For employees, a typical standard limitation is usually $2,500 for loss to business property on your residence premises but only $250 for business property away from your residence. Many insurers will, in exchange for some small additional premium, allow your Homeowner Policy to cover $5,000 or $10,000 of business property. And for a telecommuter, that's often the best solution.
Home Based Business
According to the Casey Home Based Business Study, 62% of all small business are home based and this includes real estate sales and sales and distribution of products as a part time business. If your home-based (VA, MD, or DC) business is not your main source of income you still need to consider additional risks which may not be covered, even under an amended Homeowner policy. Here are a few:
- Business-related personal property (equipment and furniture) in excess of the Homeowner Policy limitation - both on and off premises
- Inventory you store or have on hand
- Business property of others while in your care or under your responsibility
- Accounts receivable
- Valuable papers and records
- Electronic data coverage
You may need liability to extend to personal injury, products and completed operations, incidental contractual liability, and general commercial liability. Automobile - If you are driving people around for business reasons, transporting supplies or products or visiting customers your personal auto policy may not provide coverage. Most of these additional risks and more can be picked up through a Home Based Business policy. These policies usually allow for up to 3 employees and will allow more adequate limits of protection for liability and property.
If your home business is your primary source of income you will want coverage for business interruption and extra expense. Fortunately, this protection is usually included in a Home Based Business policy. There are a few other kinds of insurance you should be thinking about as well.
- Disability Insurance - If you become disabled and are unable to work and generate income, this insurance will help to keep you "paid" during that period. It won't cover ongoing business expenses, however.
- Life Insurance - Many employers provide at least some life insurance protection to their employees. Since you are the employer, you are on your own on this one. Life insurance is also used as a vehicle for perpetuating a business in the event of the death of an owner; this is sometimes known as Key Man Life.
- Health Plan - The same thing applies here as to Life Insurance. If you don't have an employer supplying or subsidizing this important protection for you, you'll need to get it on your own.
- Workers Compensation -- All states require employers, even home based ones, to purchase Workers Compensation if they have employees. Workers compensation insurance offers a schedule of benefits for employees unable to work because of a job or workplace related injury or illness.
Small Business Level
Most Home Based Business Insurance policies assume most of your business is done from home. If that is not the case, you may need a type of policy that will provide coverage for you as you work away from home. There are also limits for Home Based Business policies regarding number of employees and maximum protection limits for Business Personal Property, Business Interruption and Loss of Income and other risks. If you find your business has grown beyond the kind of protection a Home Based Business Policy can provide you may need to consider a Business Owners Package policy.

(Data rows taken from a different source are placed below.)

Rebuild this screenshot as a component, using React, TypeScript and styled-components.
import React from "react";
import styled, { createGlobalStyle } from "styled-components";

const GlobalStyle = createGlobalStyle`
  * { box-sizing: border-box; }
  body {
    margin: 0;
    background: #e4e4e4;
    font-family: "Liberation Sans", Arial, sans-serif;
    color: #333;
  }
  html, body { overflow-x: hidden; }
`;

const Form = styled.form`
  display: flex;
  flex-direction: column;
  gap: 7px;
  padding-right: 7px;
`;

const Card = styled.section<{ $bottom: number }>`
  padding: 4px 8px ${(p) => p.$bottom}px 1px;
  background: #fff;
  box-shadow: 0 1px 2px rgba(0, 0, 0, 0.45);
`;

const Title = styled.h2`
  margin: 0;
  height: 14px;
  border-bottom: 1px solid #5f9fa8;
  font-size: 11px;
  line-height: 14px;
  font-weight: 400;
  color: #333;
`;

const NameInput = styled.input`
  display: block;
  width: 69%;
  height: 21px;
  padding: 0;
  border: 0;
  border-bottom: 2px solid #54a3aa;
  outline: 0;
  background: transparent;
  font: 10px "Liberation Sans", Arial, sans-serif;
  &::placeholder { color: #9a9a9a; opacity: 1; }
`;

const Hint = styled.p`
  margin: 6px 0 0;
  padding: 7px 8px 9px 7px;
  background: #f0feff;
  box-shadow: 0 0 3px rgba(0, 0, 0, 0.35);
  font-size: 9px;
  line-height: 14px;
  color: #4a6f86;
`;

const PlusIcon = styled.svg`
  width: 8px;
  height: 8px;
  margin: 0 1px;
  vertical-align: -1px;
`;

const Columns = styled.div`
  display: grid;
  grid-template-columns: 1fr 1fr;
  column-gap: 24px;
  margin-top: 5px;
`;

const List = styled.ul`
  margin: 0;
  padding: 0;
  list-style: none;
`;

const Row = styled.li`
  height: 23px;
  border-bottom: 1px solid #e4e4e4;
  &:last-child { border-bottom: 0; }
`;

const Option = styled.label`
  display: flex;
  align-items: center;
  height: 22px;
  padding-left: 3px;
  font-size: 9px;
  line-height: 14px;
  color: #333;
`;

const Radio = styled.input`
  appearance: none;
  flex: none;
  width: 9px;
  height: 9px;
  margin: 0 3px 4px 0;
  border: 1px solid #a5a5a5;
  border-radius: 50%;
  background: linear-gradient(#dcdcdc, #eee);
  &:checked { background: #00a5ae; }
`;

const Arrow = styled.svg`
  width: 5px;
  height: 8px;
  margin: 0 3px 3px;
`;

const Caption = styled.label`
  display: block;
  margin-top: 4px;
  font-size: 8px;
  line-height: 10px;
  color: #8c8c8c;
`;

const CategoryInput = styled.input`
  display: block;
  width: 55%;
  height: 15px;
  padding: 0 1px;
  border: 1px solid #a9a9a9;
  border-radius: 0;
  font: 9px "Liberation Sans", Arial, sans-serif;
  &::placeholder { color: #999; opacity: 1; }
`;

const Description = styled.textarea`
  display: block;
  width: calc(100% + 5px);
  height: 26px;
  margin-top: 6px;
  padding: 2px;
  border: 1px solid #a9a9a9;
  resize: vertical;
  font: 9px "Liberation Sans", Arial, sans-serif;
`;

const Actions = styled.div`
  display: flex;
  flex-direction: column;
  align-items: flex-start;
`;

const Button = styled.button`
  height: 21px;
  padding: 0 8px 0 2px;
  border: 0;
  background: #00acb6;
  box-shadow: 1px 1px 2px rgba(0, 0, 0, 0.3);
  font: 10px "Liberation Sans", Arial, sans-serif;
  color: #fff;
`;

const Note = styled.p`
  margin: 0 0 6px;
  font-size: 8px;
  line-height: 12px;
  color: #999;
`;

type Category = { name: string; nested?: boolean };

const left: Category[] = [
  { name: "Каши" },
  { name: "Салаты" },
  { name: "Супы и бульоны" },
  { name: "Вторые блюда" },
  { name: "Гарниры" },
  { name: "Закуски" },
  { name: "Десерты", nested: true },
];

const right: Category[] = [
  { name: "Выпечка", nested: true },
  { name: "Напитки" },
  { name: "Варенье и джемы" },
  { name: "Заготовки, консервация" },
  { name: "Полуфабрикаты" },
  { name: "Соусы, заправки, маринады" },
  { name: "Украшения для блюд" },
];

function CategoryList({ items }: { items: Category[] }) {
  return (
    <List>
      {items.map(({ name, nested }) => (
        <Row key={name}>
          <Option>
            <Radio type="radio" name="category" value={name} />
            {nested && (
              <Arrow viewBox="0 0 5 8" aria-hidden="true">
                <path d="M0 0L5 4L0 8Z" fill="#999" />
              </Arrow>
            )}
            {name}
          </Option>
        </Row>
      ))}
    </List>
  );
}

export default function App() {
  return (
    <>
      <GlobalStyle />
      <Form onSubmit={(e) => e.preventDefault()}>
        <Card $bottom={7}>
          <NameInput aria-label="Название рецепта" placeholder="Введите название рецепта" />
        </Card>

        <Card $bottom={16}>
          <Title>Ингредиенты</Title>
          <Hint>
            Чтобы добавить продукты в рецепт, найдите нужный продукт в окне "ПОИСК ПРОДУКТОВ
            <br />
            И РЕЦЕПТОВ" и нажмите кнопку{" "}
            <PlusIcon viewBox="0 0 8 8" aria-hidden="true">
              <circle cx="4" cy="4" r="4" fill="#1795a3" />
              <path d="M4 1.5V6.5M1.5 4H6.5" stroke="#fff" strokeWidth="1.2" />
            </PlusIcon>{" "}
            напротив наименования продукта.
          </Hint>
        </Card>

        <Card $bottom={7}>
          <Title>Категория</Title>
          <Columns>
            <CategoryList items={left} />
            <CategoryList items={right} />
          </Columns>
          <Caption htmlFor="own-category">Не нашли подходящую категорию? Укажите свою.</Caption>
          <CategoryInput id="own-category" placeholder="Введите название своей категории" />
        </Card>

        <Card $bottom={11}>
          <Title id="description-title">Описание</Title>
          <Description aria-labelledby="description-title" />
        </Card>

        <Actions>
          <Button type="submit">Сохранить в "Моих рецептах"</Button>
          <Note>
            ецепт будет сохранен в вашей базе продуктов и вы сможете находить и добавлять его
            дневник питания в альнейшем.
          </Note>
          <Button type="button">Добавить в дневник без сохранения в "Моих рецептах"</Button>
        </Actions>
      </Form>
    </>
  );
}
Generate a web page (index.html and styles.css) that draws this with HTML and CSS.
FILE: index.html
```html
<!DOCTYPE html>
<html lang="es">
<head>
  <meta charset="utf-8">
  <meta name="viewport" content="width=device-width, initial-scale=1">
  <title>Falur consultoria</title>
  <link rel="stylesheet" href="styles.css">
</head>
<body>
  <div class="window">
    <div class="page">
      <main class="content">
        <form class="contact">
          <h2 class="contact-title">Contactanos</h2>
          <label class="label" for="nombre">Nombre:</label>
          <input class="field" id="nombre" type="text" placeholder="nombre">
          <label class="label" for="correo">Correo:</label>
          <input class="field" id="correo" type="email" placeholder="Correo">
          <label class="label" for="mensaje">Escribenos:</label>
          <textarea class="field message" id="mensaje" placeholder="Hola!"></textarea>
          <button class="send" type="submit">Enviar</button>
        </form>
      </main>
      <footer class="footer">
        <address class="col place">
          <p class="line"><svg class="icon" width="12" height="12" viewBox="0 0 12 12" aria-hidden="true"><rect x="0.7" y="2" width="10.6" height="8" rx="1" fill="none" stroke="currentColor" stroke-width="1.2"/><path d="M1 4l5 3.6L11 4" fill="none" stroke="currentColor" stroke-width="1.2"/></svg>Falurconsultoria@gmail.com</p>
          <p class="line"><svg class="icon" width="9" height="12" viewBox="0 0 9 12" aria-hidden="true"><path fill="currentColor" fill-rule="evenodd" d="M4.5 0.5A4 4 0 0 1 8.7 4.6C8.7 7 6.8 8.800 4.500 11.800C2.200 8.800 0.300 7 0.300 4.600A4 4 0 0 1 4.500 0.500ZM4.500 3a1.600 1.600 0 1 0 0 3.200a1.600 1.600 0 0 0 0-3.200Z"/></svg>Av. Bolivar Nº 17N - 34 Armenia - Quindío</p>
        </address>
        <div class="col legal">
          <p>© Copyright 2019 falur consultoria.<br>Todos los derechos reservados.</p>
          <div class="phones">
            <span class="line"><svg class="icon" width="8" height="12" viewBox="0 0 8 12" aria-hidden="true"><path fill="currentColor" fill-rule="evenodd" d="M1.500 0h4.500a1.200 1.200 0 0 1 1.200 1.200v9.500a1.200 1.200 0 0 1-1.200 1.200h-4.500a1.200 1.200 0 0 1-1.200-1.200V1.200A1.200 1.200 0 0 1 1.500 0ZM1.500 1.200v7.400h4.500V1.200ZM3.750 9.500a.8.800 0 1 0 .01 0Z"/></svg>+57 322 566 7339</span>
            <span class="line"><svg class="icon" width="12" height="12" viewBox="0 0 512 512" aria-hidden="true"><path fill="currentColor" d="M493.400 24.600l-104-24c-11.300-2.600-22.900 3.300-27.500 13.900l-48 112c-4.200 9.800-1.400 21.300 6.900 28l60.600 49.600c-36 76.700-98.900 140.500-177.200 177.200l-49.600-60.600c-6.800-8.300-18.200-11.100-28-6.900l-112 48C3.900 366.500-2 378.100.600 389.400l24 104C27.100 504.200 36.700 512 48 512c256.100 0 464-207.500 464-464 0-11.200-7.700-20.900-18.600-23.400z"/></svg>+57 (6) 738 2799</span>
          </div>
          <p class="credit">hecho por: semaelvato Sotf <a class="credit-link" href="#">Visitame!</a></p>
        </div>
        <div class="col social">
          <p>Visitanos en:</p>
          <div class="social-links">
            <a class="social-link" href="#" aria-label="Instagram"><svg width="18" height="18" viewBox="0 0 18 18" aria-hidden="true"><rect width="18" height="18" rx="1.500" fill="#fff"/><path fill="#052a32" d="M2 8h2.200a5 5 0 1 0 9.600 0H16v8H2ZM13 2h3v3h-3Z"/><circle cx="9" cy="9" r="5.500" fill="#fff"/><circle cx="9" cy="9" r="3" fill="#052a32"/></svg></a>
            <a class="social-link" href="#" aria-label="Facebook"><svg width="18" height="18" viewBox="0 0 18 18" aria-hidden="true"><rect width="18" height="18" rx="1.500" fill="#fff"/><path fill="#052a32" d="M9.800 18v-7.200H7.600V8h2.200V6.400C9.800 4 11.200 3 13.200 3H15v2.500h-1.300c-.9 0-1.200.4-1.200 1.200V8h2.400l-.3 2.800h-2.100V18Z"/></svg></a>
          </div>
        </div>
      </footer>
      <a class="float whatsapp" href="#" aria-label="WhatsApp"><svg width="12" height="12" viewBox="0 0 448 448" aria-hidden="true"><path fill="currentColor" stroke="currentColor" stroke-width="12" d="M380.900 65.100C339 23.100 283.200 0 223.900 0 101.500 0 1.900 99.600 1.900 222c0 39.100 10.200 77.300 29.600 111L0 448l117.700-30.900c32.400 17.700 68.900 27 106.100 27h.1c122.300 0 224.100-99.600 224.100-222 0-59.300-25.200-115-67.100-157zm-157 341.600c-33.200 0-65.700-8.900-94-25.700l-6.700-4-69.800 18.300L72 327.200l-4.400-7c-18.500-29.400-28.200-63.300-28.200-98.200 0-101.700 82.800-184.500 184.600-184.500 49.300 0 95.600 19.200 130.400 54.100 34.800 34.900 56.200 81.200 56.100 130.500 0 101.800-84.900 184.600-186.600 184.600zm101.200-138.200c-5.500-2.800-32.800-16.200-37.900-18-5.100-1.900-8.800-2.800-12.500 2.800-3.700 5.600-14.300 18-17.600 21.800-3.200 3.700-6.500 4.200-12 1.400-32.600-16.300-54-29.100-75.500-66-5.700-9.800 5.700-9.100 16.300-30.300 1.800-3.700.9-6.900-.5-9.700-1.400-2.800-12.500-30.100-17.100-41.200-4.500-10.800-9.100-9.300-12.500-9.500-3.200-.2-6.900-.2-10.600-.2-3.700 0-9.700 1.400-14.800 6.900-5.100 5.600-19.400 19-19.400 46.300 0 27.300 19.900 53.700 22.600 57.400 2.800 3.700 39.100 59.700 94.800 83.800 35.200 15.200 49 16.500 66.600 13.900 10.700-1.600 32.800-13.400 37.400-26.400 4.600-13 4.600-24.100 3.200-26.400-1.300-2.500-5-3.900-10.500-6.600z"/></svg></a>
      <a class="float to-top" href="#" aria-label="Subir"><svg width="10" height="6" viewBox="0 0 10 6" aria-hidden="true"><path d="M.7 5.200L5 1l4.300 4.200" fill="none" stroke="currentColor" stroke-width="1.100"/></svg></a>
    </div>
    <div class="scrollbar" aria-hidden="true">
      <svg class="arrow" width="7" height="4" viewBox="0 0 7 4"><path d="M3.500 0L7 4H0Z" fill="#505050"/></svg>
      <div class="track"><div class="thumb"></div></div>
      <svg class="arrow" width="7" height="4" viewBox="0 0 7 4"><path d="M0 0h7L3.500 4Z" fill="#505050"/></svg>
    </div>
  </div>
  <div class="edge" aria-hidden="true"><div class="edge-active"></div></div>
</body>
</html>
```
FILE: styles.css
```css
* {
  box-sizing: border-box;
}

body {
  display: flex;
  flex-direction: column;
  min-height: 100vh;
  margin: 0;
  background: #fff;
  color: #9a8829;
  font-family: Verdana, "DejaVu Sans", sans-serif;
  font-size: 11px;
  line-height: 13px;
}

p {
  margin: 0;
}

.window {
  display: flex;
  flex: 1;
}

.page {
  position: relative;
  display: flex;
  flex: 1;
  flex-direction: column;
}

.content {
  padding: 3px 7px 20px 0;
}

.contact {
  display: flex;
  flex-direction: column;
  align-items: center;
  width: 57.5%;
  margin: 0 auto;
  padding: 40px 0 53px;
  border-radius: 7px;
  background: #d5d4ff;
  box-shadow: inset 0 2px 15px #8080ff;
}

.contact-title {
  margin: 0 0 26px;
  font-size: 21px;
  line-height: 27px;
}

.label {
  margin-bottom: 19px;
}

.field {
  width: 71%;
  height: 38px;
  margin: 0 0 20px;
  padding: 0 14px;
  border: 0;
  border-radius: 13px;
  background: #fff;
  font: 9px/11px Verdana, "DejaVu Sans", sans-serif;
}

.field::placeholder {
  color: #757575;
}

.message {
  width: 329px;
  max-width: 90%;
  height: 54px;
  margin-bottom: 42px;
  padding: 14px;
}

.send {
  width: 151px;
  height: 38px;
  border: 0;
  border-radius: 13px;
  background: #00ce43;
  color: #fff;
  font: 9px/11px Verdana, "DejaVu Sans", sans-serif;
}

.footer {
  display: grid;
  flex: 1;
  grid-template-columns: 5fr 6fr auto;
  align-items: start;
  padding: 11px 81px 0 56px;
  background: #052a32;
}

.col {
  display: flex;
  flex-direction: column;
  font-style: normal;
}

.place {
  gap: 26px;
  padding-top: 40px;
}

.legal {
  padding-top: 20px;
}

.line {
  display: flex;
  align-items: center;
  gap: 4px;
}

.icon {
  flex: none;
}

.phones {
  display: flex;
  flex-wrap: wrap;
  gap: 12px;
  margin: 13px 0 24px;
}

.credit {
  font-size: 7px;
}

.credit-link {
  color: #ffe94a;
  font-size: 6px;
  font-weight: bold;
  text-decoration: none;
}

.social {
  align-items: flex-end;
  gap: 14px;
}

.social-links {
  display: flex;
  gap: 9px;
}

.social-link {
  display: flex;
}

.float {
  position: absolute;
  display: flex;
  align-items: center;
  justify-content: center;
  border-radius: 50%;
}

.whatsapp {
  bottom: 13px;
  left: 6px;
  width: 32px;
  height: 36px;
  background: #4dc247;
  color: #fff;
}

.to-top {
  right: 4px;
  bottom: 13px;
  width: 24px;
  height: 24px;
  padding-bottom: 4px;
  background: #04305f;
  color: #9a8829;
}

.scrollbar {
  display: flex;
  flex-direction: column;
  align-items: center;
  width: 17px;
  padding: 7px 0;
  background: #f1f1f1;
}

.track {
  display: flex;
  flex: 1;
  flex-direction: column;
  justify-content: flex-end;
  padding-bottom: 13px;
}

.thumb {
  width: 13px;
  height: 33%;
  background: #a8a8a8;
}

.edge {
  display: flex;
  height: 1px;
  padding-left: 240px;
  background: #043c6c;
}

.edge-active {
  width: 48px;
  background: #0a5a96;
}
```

A Business Owners Package policy (BOP) is a bit like a homeowner policy for your business. A BOP provides a certain amount of coverage for your Building, Business Personal Property, Business Interruption, Liability and more in one package. The policy can be customized to include protection for automobile and business specific exposures as disparate as those related to accounting firms, retailers and dry cleaners.
BOP policy requirements vary from insurer to insurer but if you employ 50 employees or less, have relatively few business locations and are in an easily categorized industry, your business may qualify for a BOP. The same coverage can be acquired by mixing and matching other policies but combining everything in a Business Owners Policy usually results in a lower premium than customized coverage. Many companies also construct BOP policies around very specific kinds, or classes, of business. These are often referred to as program policies.
Additional protection you might want to consider at this stage of the business life cycle, other than those mentioned above, include:
- Employment Practices Liability - EPL protects you from claims made by current or former employees of discrimination, wrongful termination, harassment and related allegations.
- Professional Errors and Omissions Insurance - E&O, formerly known as professional liability, covers a variety of advisor or professional roles and pays legal costs and damages should a mistake you make cost a client money. Some common business that might need E and O Insurance include financial planners, computer consultants, real estate agents and appraisers, mortgage brokers, consultants, graphic designers and hair stylists. The list of types of businesses that might need E&O is quite long; one provider alone lists 160 classifications.
- Directors and Officers Insurance - D&O is like an E&O policy for company officers. It can pay legal costs and damages if officers are sued for their performance in running the company.